An interesting fact: the American psychophysiologist Stephen LaBerge described in his works that a person's perception of time during a lucid dream is almost the same as the perception of time in real life. Can you imagine how great it would be to spend the night as full as during the day but simultaneously get some rest?
An experiment to stimulate lucid dreams
In 2018, scientists from the University of Wisconsin-Madison and the Clairvoyant Institute in Hawaii observed that acetylcholinesterase inhibitors (AChEls) induce lucid dreams. Moreover, they are also involved during REM sleep, which modulates the neurotransmitter acetylcholine - AChEls assist acetylcholine in accumulating and activating the brain. Therefore, it was possible to discover what the process of transition to a lucid dream looks like from a biochemistry point of view. However, the experiment is of interest not just for this reason.
The scientists also speculated that galantamine, a drug commonly used to slow Alzheimer's disease and a fast-acting AChEI, could induce lucid dreams. For an experiment, 120 volunteers were chosen; they were all actively interested in the subject of lucid dreams and received special training in MILD (the most popular technique for invoking LD). When the scientists combined this technique with the drug, the participants could achieve lucid dreams much easier and faster. To compare the results, volunteers gradually increased their doses of galantamine: the first night, they took a placebo, then 4 mg of the drug, and then 8 mg. Afterwards, they woke up after having four and a half hours of sleep each night, performed the MILD technique, took the drug, and fell asleep.

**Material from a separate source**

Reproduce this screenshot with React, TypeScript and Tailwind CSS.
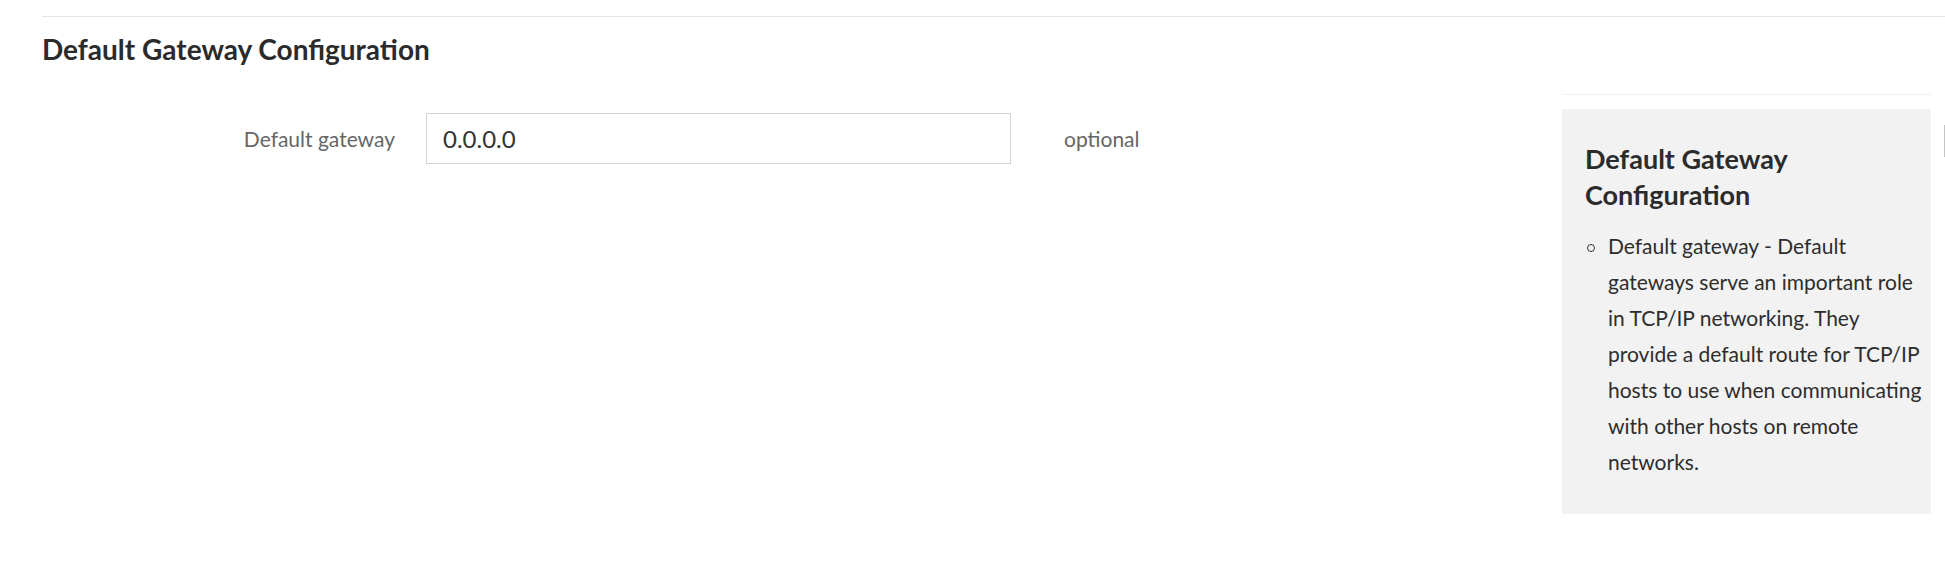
import React from 'react';

const helpText =
  'Default gateway - Default gateways serve an important role in TCP/IP networking. They provide a default route for TCP/IP hosts to use when communicating with other hosts on remote networks.';

function HelpPanel() {
  return (
    <aside className="mr-[14px] w-[369px] shrink-0 border-t border-[#f0f0f0] pt-[14px]">
      <div className="bg-[#f2f2f2] pb-[34px] pl-[23px] pr-[2px] pt-[32px]">
        <h3 className="text-[27px] font-bold leading-[36px] text-[#2b2b2b]">
          Default Gateway Configuration
        </h3>
        <ul className="mt-[15px]">
          <li className="flex text-[21px] leading-[36px] text-[#2d2d2d]">
            <span className="mt-[16px] mr-[13px] ml-[2px] h-[8px] w-[8px] shrink-0 rounded-full border border-[#333]" />
            <span>{helpText}</span>
          </li>
        </ul>
      </div>
    </aside>
  );
}

export default function App() {
  return (
    <div className="relative h-[566px] w-full overflow-hidden bg-white pl-[42px] font-['Lato',sans-serif]">
      <div className="pt-[16px]">
        <div className="border-t border-[#e6e6e6]" />
      </div>
      <h2 className="mt-[14px] text-[28px] font-bold leading-[36px] text-[#2b2b2b]">
        Default Gateway Configuration
      </h2>
      <div className="mt-[27px] flex items-start">
        <div className="flex flex-1 items-center pt-[19px]">
          <label className="w-[353px] text-right text-[21px] text-[#666]">
            Default gateway
          </label>
          <input
            className="ml-[31px] h-[51px] w-[585px] border border-[#d4d4d4] px-[16px] text-[24px] text-[#333] outline-none"
            defaultValue="0.0.0.0"
          />
          <span className="ml-[53px] text-[21px] text-[#666]">optional</span>
        </div>
        <HelpPanel />
      </div>
      <div className="absolute right-0 top-[125px] h-[32px] w-px bg-[#c4c4c4]" />
    </div>
  );
}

As a result, 14% of the subjects had experienced lucid dreams even when taking a placebo, 27% when taking 4 mg, and 42% when taking 8 mg. In total, 57% could enter into an LD at least once every three nights. However, the long-term use of galantamine for healthy people is unsafe, so the experiment lasted only briefly.
The MILD Technique: How to enter a lucid dream
MILD is also called the technique of mnemonic induction of lucid dreams. This method was invented by the same Stephen LaBerge, who wanted to study the nature of LD but could not do so because lucid dreams are systematically only experienced by 5-10% of the world's population. Therefore, MILD is aimed at random LD requests that can be practiced by everyone safely. The technique is as follows:
- Set the alarm for approximately five hours after you fall asleep.
- As soon as the alarm wakes you up, do not make sudden movements or get up. Instead, close your eyes and focus on remembering your dream. If you did not have any dreams that night, remember some of your dreams from the past.
- Relax and visualize yourself back in this dream but maintain your self-awareness. Everything around you is unreal, although you should remember the intention is to make this unreality real.
- Repeat the previous two steps until you fall asleep.
The first time you practice MILD, you will seldom achieve results, and it often takes months of practice. Eventually, a lucid dream will arrive. The swiftness of its onset depends on your nervous system and the ability to fall asleep again quickly. Remember going to extremes is never good. The bottom line is sound and healthy sleep. Whether it is conscious or not is a secondary matter.